Pour leur part, ils affirment que l’Hindutva n’est rien d’autre que la suprématie brahmanique militarisée pour attaquer les Dalits, les tribus, les musulmans, les chrétiens, les bouddhistes, les jaïns et d’autres communautés religieuses. Ils soulignent qu’avant les Britanniques, il n’y a jamais eu de religion appelée « hindouisme » en Inde. La jativad (oppression des castes) est un élément central en Inde depuis l’apparition de la société de classes mais aucune langue indienne ne contenait le mot « hindou ». Il s’agit de la suprématie barbare des brahmanes sous un autre nom.
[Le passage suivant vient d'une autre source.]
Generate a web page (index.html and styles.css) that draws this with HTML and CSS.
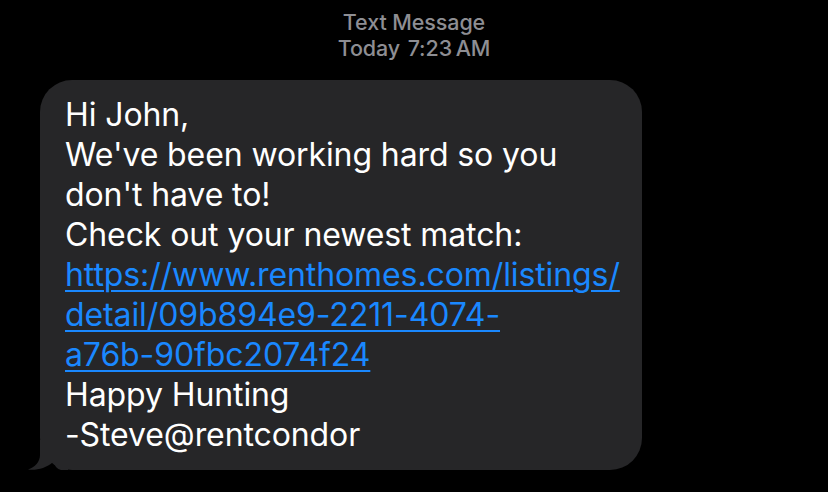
FILE: index.html
```html
<!DOCTYPE html>
<html>
<head>
<meta charset="utf-8">
<link rel="stylesheet" href="styles.css">
</head>
<body>
<div class="screen">
  <header class="meta">
    <div class="meta-title">Text Message</div>
    <div class="meta-time"><span class="day">Today</span> 7:23&#8201;AM</div>
  </header>
  <div class="row">
    <div class="bubble">
      <p class="msg">Hi John,<br>We've been working hard so you<br>don't have to!<br>Check out your newest match:<br><a class="link" href="#">https://www.renthomes.com/listings/<br>detail/09b894e9-2211-4074-<br>a76b-90fbc2074f24</a><br>Happy Hunting<br>-Steve@rentcondor</p>
      <svg class="tail" width="40" height="30" viewBox="0 0 40 30"><path d="M12 0 L12 15 C12 22 7 27 0 29.5 C8 30.5 18 28.5 25 22 C27 26 29 29 33 30 L40 30 L40 0 Z" fill="#262628"/></svg>
    </div>
  </div>
</div>
</body>
</html>
```

FILE: styles.css
```css
html, body {
  margin: 0;
  padding: 0;
  background: #000;
}
.screen {
  width: 828px;
  height: 492px;
  background: #000;
  overflow: hidden;
  font-family: Inter, "Noto Sans", sans-serif;
}
.meta {
  display: flex;
  flex-direction: column;
  align-items: center;
  color: #8e8e93;
  font-size: 21.5px;
  font-weight: 500;
  line-height: 26px;
  padding: 9px 0 0 0;
  letter-spacing: -0.1px;
}
.day { font-weight: 500; margin-right: 2px; }
.row {
  display: flex;
  padding: 19px 0 0 40px;
}
.bubble {
  position: relative;
  width: 602px;
  box-sizing: border-box;
  background: #262628;
  border-radius: 32px;
  padding: 15px 10px 15px 25px;
}
.msg {
  margin: 0;
  color: #fff;
  font-size: 32px;
  line-height: 40px;
  letter-spacing: -0.1px;
  white-space: nowrap;
}
.link {
  color: #1a88ff;
  text-decoration: underline;
  text-decoration-thickness: 2px;
  text-underline-offset: 4px;
}
.tail {
  position: absolute;
  left: -12px;
  bottom: 0;
}
```
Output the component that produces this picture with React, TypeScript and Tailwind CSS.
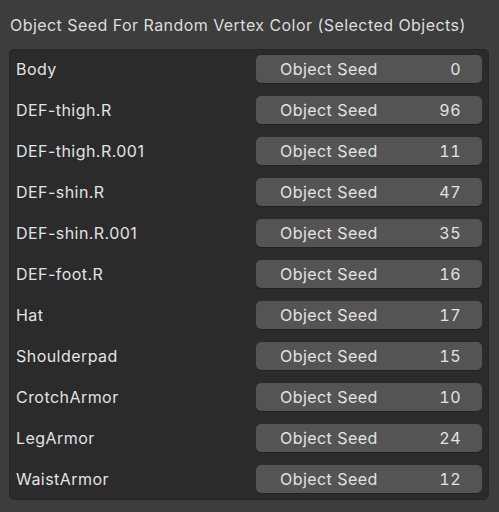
const rows: [string, number][] = [
  ['Body', 0],
  ['DEF-thigh.R', 96],
  ['DEF-thigh.R.001', 11],
  ['DEF-shin.R', 47],
  ['DEF-shin.R.001', 35],
  ['DEF-foot.R', 16],
  ['Hat', 17],
  ['Shoulderpad', 15],
  ['CrotchArmor', 10],
  ['LegArmor', 24],
  ['WaistArmor', 12],
];

export default function App() {
  return (
    <div
      className="w-[499px] h-[512px] bg-[#3d3d3d] text-[#e2e2e2] overflow-hidden tracking-[0.45px]"
      style={{ fontFamily: 'Inter, "Noto Sans", sans-serif' }}
    >
      <div className="h-[49px] pl-[10px] pt-[13px] text-[16px] leading-[24px] text-[#dcdcdc]">
        Object Seed For Random Vertex Color (Selected Objects)
      </div>
      <div className="ml-[9px] w-[480px] h-[451px] rounded-[5px] bg-[#2b2b2b] border border-[#262626] pt-[5px] flex flex-col gap-[13px]">
        {rows.map(([name, seed]) => (
          <div key={name} className="flex items-center h-[28px]">
            <div className="pl-[6px] w-[246px] text-[16px]">{name}</div>
            <div className="w-[226px] h-[28px] rounded-[5px] bg-[#545454] shadow-[0_1px_0_#222] flex items-center pl-[24px] pr-[21px] text-[16px]">
              <span className="flex-1">Object Seed</span>
              <span className="tabular-nums">{seed}</span>
            </div>
          </div>
        ))}
      </div>
    </div>
  );
}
Les activistes et les érudits dalits ont développé une critique historique détaillée de la suprématie des brahmanes et des tentatives de l’élite brahmanique de la cacher sous le couvert de ce qu’ils appellent l’hindouisme, à partir des années 1780 au Bengale. Ce mythe a été propagé par les Britanniques qui ont soutenu ces élites et leur ont donné des positions de pouvoir et de privilège sous le règne du Raj. Phule, Periyar, Ambedkar, Illiah, Teltumbde, Shraman, Kharat, Yengde et bien d’autres sont les noms de militants et d’érudits dalits qui ont développé cette critique et l’approfondissent aujourd’hui. Ils soulignent qu’aux XIXe et XXe siècles, des personnes comme Gokhle, Tilak, Dayanand Saraswati, Vivekanand, Lajpat Rai et de nombreux dirigeants du Congrès ont ouvertement affirmé que leur religion n’est pas hindoue mais brahmanique. L’appeler hindou est dérogatoire, ont-ils dit, et les basses castes ne font pas partie de leur religion. Les Dalits appellent également les compagnons de route des Swarna (castes supérieures) à mener à bien cette critique et à ne pas se laisser berner par la rhétorique de la suprématie des brahmanes qui se cache sous le couvert de l’hindouisme. Ils affirment que l’hindouisme et les droits humains ne sont pas compatibles par définition.